Agencies deliver an inbound sales funnel as a standing production line rather than a one-time build: a monthly content quota feeds the top of funnel, gated offers and nurture workflows in Marketing Hub move leads through the middle, and deal stages plus meeting links in Sales Hub close the bottom with a clean handoff to the client's reps.
How should agencies package and price funnel delivery?
Agencies should package funnel delivery around one of three models: pay-per-task for discrete pieces like a landing page or workflow build, a white-label retainer for an ongoing slice of the funnel under the client's brand, or reserved capacity for accounts with unpredictable, high-volume needs. Setting realistic timeline expectations at kickoff matters more than which model is chosen.
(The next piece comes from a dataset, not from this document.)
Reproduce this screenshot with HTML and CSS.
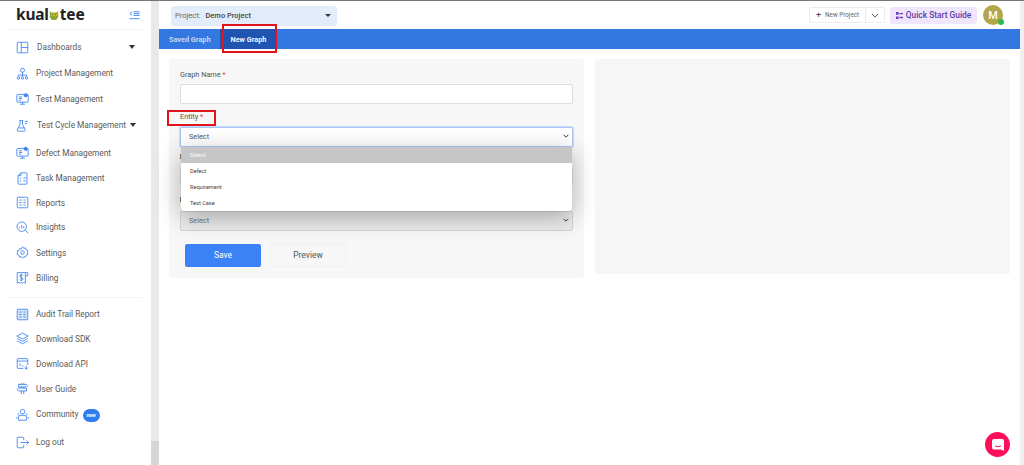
FILE: index.html
```html
<!DOCTYPE html>
<html lang="en">
<head>
<meta charset="utf-8">
<title>New Graph</title>
<link rel="stylesheet" href="styles.css">
</head>
<body>
<div class="app">
  <aside class="sidebar">
    <div class="brand">
      <div class="logo">kual<svg class="owl" viewBox="0 0 12 12" width="10" height="11"><path d="M1 1l2 1.500h6L11 1v7l-2.500 3.500h-5L1 8z" fill="#8fa32c"/><circle cx="4" cy="5" r="1.800" fill="#e9c92f"/><circle cx="8" cy="5" r="1.800" fill="#e9c92f"/><circle cx="4" cy="5" r=".7" fill="#333"/><circle cx="8" cy="5" r=".7" fill="#333"/></svg>tee</div>
      <svg class="collapse" viewBox="0 0 12 10" width="11" height="10"><path d="M3.500 1.500L1 3.500l2.500 2M5 1.500h6.500M5 3.500h6.500M5 5.500h6.500M.5 9h11" fill="none" stroke="#3d84f0" stroke-width="1"/></svg>
    </div>
    <nav class="nav nav-main">
      <a class="item item-dash"><svg class="ico" viewBox="0 0 16 16"><rect x="1.500" y="1.500" width="13" height="13" rx="1"/><path d="M6.500 1.500v13M6.500 8h8"/></svg>Dashboards<span class="caret caret-far"></span></a>
      <a class="item item-pm"><svg class="ico" viewBox="0 0 16 16"><circle cx="8" cy="4" r="2.500"/><path d="M8 6.500V10M3 12v-2h10v2M8 10v2"/><circle cx="3" cy="13.500" r="1.500"/><circle cx="8" cy="13.500" r="1.500"/><circle cx="13" cy="13.500" r="1.500"/></svg>Project Management</a>
      <a class="item item-tm"><svg class="ico" viewBox="0 0 16 16"><rect x="1" y="3" width="14" height="9.500" rx="1"/><path d="M8 12.500V15M5 15h6M3.500 6h4M3.500 8h4M3.500 10h3"/><circle cx="12" cy="4" r="2" fill="#3d84f0"/></svg>Test Management</a>
      <a class="item item-tc"><svg class="ico" viewBox="0 0 16 16"><path d="M4 2h5M5 2v5l-3.500 6.500q-.5 1.500 1 1.500h8q1.500 0 1-1.500L8 7V2M3.500 11h7M11 3h3.500M11 5.500h2.500"/></svg>Test Cycle Management<span class="caret caret-near"></span></a>
      <a class="item item-dm"><svg class="ico" viewBox="0 0 16 16"><rect x="1" y="3" width="14" height="9.500" rx="1"/><path d="M8 12.500V15M5 15h6M3.500 6h4M3.500 8h4M3.500 10h3"/><circle cx="12" cy="3.500" r="2" fill="#3d84f0"/></svg>Defect Management</a>
      <a class="item item-task"><svg class="ico" viewBox="0 0 16 16"><path d="M6 1h6.500a1 1 0 011 1v12a1 1 0 01-1 1h-9a1 1 0 01-1-1V4.500zM6 1v3.500H2.500M9 7.500h3M9 11h3"/><path d="M4.500 7.500h2M4.500 11h2"/></svg>Task Management</a>
      <a class="item item-rep"><svg class="ico" viewBox="0 0 16 16"><rect x="1.500" y="1.500" width="13" height="13" rx="1"/><path d="M4 5h3M9 5h3M4 8h3M9 8h3M4 11h3M9 11h3"/></svg>Reports</a>
      <a class="item item-ins"><svg class="ico" viewBox="0 0 16 16"><circle cx="7" cy="7" r="5.800"/><path d="M11.500 11.500L15 15M4.500 9V7.500M7 9V5M9.500 9V6.500"/></svg>Insights</a>
      <a class="item item-set"><svg class="ico" viewBox="0 0 16 16"><path d="M8 1l1.500 1.800 2.300-.4.700 2.200 2.200 1-.7 2.400.7 2.400-2.200 1-.7 2.200-2.300-.4L8 15l-1.500-1.800-2.300.4-.7-2.200-2.200-1 .7-2.400L1.300 6l2.200-.4.700-2.200 2.300.4z"/><circle cx="8" cy="8" r="2.200"/></svg>Settings</a>
      <a class="item item-bill"><svg class="ico" viewBox="0 0 16 16"><path d="M1.500 2h10v13l-2-1-1.500 1-1.500-1-1.500 1-1.500-1-2 1zM11.500 2h3v4h-3M8.500 5.500Q8 4.500 6.500 4.500 4.500 4.500 4.800 6.200T6.500 8q1.900.3 1.900 1.900T6.500 11.500q-1.500 0-2-1M6.500 3.500v9"/></svg>Billing</a>
    </nav>
    <nav class="nav nav-foot">
      <a class="item item-aud"><svg class="ico" viewBox="0 0 16 16"><rect x="1.500" y="1.500" width="13" height="13" rx="1" fill="#dbe8fc"/><path d="M4 5h3M9 5h3M4 8h3M9 8h3M4 11h3M9 11h3"/></svg>Audit Trail Report</a>
      <a class="item item-sdk"><svg class="ico" viewBox="0 0 16 16"><path d="M8 1.500L15 5l-7 3.500L1 5zM1.500 8L8 11.500 14.500 8M1.500 11L8 14.500 14.500 11"/></svg>Download SDK</a>
      <a class="item item-api"><svg class="ico" viewBox="0 0 16 16"><path d="M9 14H2.500a1 1 0 01-1-1V3a1 1 0 011-1h11a1 1 0 011 1v7M1.500 5h13M4 8l2 1.500L4 11M7 11h2M12.500 10.500V15M10.500 13l2 2 2-2"/></svg>Download API</a>
      <a class="item item-guide"><svg class="ico" viewBox="0 0 16 16"><path d="M3 3h10l1.500 1.500L13 6H3zM3 7.500h10v3.500H3L1.500 9.200zM6.500 1v2M9.500 1v2M6.500 6v1.500M9.500 6v1.500M6.500 11v4M9.500 11v4"/></svg>User Guide</a>
      <a class="item item-com"><svg class="ico" viewBox="0 0 16 16"><circle cx="8" cy="4.500" r="2.800"/><path d="M3 15v-3q0-3 3-3h4q3 0 3 3v3zM3.500 6.500a2 2 0 000 3M12.500 6.500a2 2 0 010 3M1 13v-2M15 13v-2"/></svg>Community<span class="badge">new</span></a>
      <a class="item item-out"><svg class="ico" viewBox="0 0 16 16"><path d="M9.500 5V2.500a1 1 0 00-1-1h-6a1 1 0 00-1 1v11a1 1 0 001 1h6a1 1 0 001-1V11M5.500 8h10M13 5.500L15.500 8 13 10.500"/></svg>Log out</a>
    </nav>
  </aside>
  <div class="rail"><span class="rail-thumb"></span></div>
  <main class="main">
    <header class="topbar">
      <div class="project"><span class="project-key">Project:</span><span class="project-name">Demo Project</span><span class="caret caret-small"></span></div>
      <div class="top-actions">
        <div class="split"><span class="split-main"><span class="plus">+</span>New Project</span><span class="split-arrow"><svg viewBox="0 0 10 6" width="8" height="5"><path d="M1 1l4 4 4-4" fill="none" stroke="#555" stroke-width="1.200"/></svg></span></div>
        <div class="guide"><svg viewBox="0 0 8 8" width="7" height="7"><path d="M0 0h3v3H0zM0 5h3v3H0zM4 1h4v1.500H4zM4 5.500h4V7H4z" fill="#6b3fb5"/></svg>Quick Start Guide</div>
        <div class="avatar">M<span class="status"></span></div>
      </div>
    </header>
    <div class="tabs">
      <span class="tab">Saved Graph</span>
      <span class="tab tab-active">New Graph</span>
    </div>
    <section class="content">
      <form class="card card-form">
        <label class="label">Graph Name <em>*</em></label>
        <div class="control control-name"></div>
        <label class="label label-entity">Entity <em>*</em></label>
        <div class="control control-focus">Select<svg class="chev" viewBox="0 0 10 6"><path d="M1 1l4 4 4-4" fill="none" stroke="#333" stroke-width="1.600"/></svg></div>
        <span class="label-stub label-hidden"></span>
        <div class="control control-hidden"></div>
        <span class="label-stub label-hidden2"></span>
        <div class="control control-last">Select<svg class="chev" viewBox="0 0 10 6"><path d="M1 1l4 4 4-4" fill="none" stroke="#333" stroke-width="1.600"/></svg></div>
        <div class="buttons">
          <span class="btn btn-save">Save</span>
          <span class="btn btn-preview">Preview</span>
        </div>
      </form>
      <div class="card card-side"></div>
    </section>
  </main>
  <div class="rail-right"></div>
</div>
<div class="menu">
  <div class="opt opt-on">Select</div>
  <div class="opt">Defect</div>
  <div class="opt">Requirement</div>
  <div class="opt">Test Case</div>
</div>
<span class="mark mark-tab"></span>
<span class="mark mark-entity"></span>
<span class="chat"><svg viewBox="0 0 12 12" width="12" height="12"><path d="M2 0h8a2 2 0 012 2v10l-3-1.500H2a2 2 0 01-2-2V2a2 2 0 012-2z" fill="#fff"/><path d="M3 7q3 1.500 6 0" fill="none" stroke="#ff0f5a"/></svg></span>
</body>
</html>
```
FILE: styles.css
```css
* { box-sizing: border-box; }
html, body { margin: 0; height: 465px; overflow: hidden; }
body { font-family: Roboto, "Liberation Sans", sans-serif; color: #555; background: #fff; position: relative; }
.app { display: flex; height: 465px; border-top: 1px solid #777; }

.sidebar { width: 151px; flex: none; padding: 0 8px; background: #fff; }
.brand { height: 29px; display: flex; align-items: center; justify-content: space-between; padding: 0 3px 0 8px; border-bottom: 1px solid #f3f3f3; }
.logo { font: 700 15.500px/1 "Noto Sans", sans-serif; color: #222; display: flex; align-items: center; letter-spacing: -.2px; }
.owl { margin: 0 .5px; }
.nav { display: flex; flex-direction: column; }
.nav-main { border-bottom: 1px solid #f3f3f3; padding-bottom: 7px; }
.item { display: flex; align-items: center; font-size: 8.300px; line-height: 12px; color: #5a5a5a; height: 25px; white-space: nowrap; position: relative; padding-left: 8px; }
.ico { width: 13px; height: 13px; margin-right: 7px; flex: none; fill: none; stroke: #2f7bf0; stroke-width: 1; }
.item-dash { margin-top: 5px; height: 24px; }
.item-dash .ico { margin-right: 8px; }
.item-pm { height: 28px; }
.item-tm { height: 23px; }
.item-tc { height: 30px; }
.item-tc .ico { margin-right: 8px; }
.item-dm { height: 25px; }
.item-task { height: 26px; }
.item-rep { height: 23px; }
.item-ins { height: 26px; }
.item-set, .item-bill { height: 25px; }
.nav-foot { padding-top: 4px; }
.item-aud { height: 24px; }
.item-com { height: 26px; }
.item-out { height: 30px; }
.caret { display: inline-block; width: 0; height: 0; border-left: 3.500px solid transparent; border-right: 3.500px solid transparent; border-top: 4px solid #333; flex: none; }
.caret-far { margin-left: 48px; }
.caret-near { margin-left: 4px; }
.caret-small { border-left-width: 3px; border-right-width: 3px; border-top-width: 3px; }
.badge { display: inline-block; width: 17px; height: 13px; border-radius: 8px; background: #2f7bf0; color: #fff; font-size: 5px; font-weight: 700; line-height: 13px; text-align: center; margin-left: 4px; margin-top: 2px; }

.rail { width: 8px; flex: none; background: #e9e9e9; position: relative; }
.rail-thumb { position: absolute; left: 0; right: 0; top: 440px; height: 24px; background: #d6d6d6; }
.rail-right { width: 4px; flex: none; background: #f0f0f0; }
.main { flex: 1; min-width: 0; display: flex; flex-direction: column; }

.topbar { height: 28px; display: flex; align-items: center; justify-content: space-between; padding: 0 0 0 12px; }
.project { width: 166px; height: 20px; background: #e3ecfb; border-radius: 3px; display: flex; align-items: center; padding: 0 6px 0 4px; font-size: 7.500px; margin-top: 1px; }
.project-key { color: #666; margin-right: 5px; }
.project-name { color: #444; font-weight: 500; flex: 1; }
.top-actions { display: flex; align-items: center; padding-right: 17px; }
.split { display: flex; height: 16px; width: 76px; border: 1px solid #ececec; border-radius: 2px; font-size: 6.300px; color: #666; margin-right: 5px; align-items: center; }
.split-main { display: flex; align-items: center; width: 57px; height: 100%; padding-left: 6px; border-right: 1px solid #ececec; }
.plus { font-size: 9px; color: #444; margin-right: 4px; }
.split-arrow { width: 18px; display: flex; justify-content: center; }
.guide { display: flex; align-items: center; gap: 3px; width: 87px; height: 17px; justify-content: center; background: #efe6fb; border-radius: 3px; color: #5f39a8; font-size: 8.400px; font-weight: 500; margin-right: 6px; }
.avatar { width: 20px; height: 20px; border-radius: 50%; background: #b3a64a; color: #fff; font-size: 11px; font-weight: 500; display: flex; align-items: center; justify-content: center; position: relative; }
.status { position: absolute; right: -1px; bottom: 0; width: 6px; height: 6px; border-radius: 50%; background: #2cb84f; }

.tabs { height: 20px; background: #3377e0; display: flex; align-items: stretch; }
.tab { display: flex; align-items: center; padding: 0 10px; font-size: 7.300px; font-weight: 700; color: #c4d8f8; white-space: nowrap; }
.tab-active { background: #1f55b0; color: #eef4ff; width: 55px; padding: 0 0 0 10px; }

.content { display: grid; grid-template-columns: 1fr 1fr; gap: 11px; padding: 10px 10px 0; align-items: start; }
.card { min-width: 0; background: #f7f7f7; border-radius: 2px; }
.card-form { height: 219px; padding: 11px 11px 0; position: relative; }
.card-side { height: 215px; background: #f6f6f6; }
.label { display: block; font-size: 7.300px; line-height: 10px; color: #555; }
.label em { color: #e03b3b; font-style: normal; }
.label-stub { display: block; height: 10px; padding-top: 2px; }
.label-stub::before { content: ""; display: block; width: 1px; height: 5px; background: #8a7a60; }
.control { height: 20px; background: #fff; border: 1px solid #ddd; border-radius: 2px; font-size: 7.300px; color: #555; display: flex; align-items: center; justify-content: space-between; padding: 0 3px 2px 8px; }
.control-name { margin-top: 4px; }
.label-entity { margin-top: 8px; }
.control-focus { margin-top: 5px; border: 1px solid #a9c8f5; box-shadow: 0 0 0 1px #c8dcfa; }
.label-hidden { margin-top: 5px; }
.control-hidden { margin-top: 4px; }
.label-hidden2 { margin-top: 9px; }
.control-last { margin-top: 6px; background: #ececec; color: #777; border-color: #d5d5d5; }
.chev { width: 6px; height: 4px; }
.buttons { display: flex; gap: 9px; margin: 13px 0 0 5px; }
.btn { width: 76px; height: 23px; display: flex; align-items: center; justify-content: center; font-size: 8.500px; border-radius: 2px; padding-bottom: 2px; }
.btn-save { background: #3b82f6; color: #fff; }
.btn-preview { color: #555; background: #f7f7f7; border: 1px solid #f0f0f0; }

.menu { position: absolute; left: 181px; top: 147px; width: 391px; height: 64px; background: #fff; border-radius: 0 0 4px 4px; box-shadow: 0 6px 24px rgba(0,0,0,.3); overflow: hidden; }
.opt { height: 16px; padding-left: 9px; font-size: 5.600px; line-height: 16px; color: #444; }
.opt-on { background: #c6c6c6; color: #f4f4f4; font-weight: 500; }
.mark { position: absolute; border: 2px solid #e0141c; }
.mark-tab { left: 222px; top: 24px; width: 55px; height: 29px; }
.mark-entity { left: 167px; top: 110px; width: 49px; height: 16px; }
.chat { position: absolute; left: 985px; top: 432px; width: 25px; height: 25px; border-radius: 50%; background: #ff0f5a; display: flex; align-items: center; justify-content: center; }
```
When should an agency outsource inbound sales funnel delivery?
An agency should outsource inbound sales funnel delivery once demand outpaces its capacity to staff it — for example, turning down full-funnel scopes for lack of a HubSpot build team, or when existing clients want more than the bench can produce. A white-label partner absorbs that delivery load while the agency keeps the client relationship, the margin, and the brand.
Why do inbound sales funnels show a 0% lead-to-customer conversion rate in HubSpot?
A 0% lead-to-customer conversion rate in HubSpot typically traces back to three root causes: no agreed definition of a qualified lead across marketing and sales, an unknown or estimated customer acquisition cost, and sales reps not logging activity so pipeline progression is never recorded. Fixing those tracking gaps is often the highest-leverage work in a funnel engagement.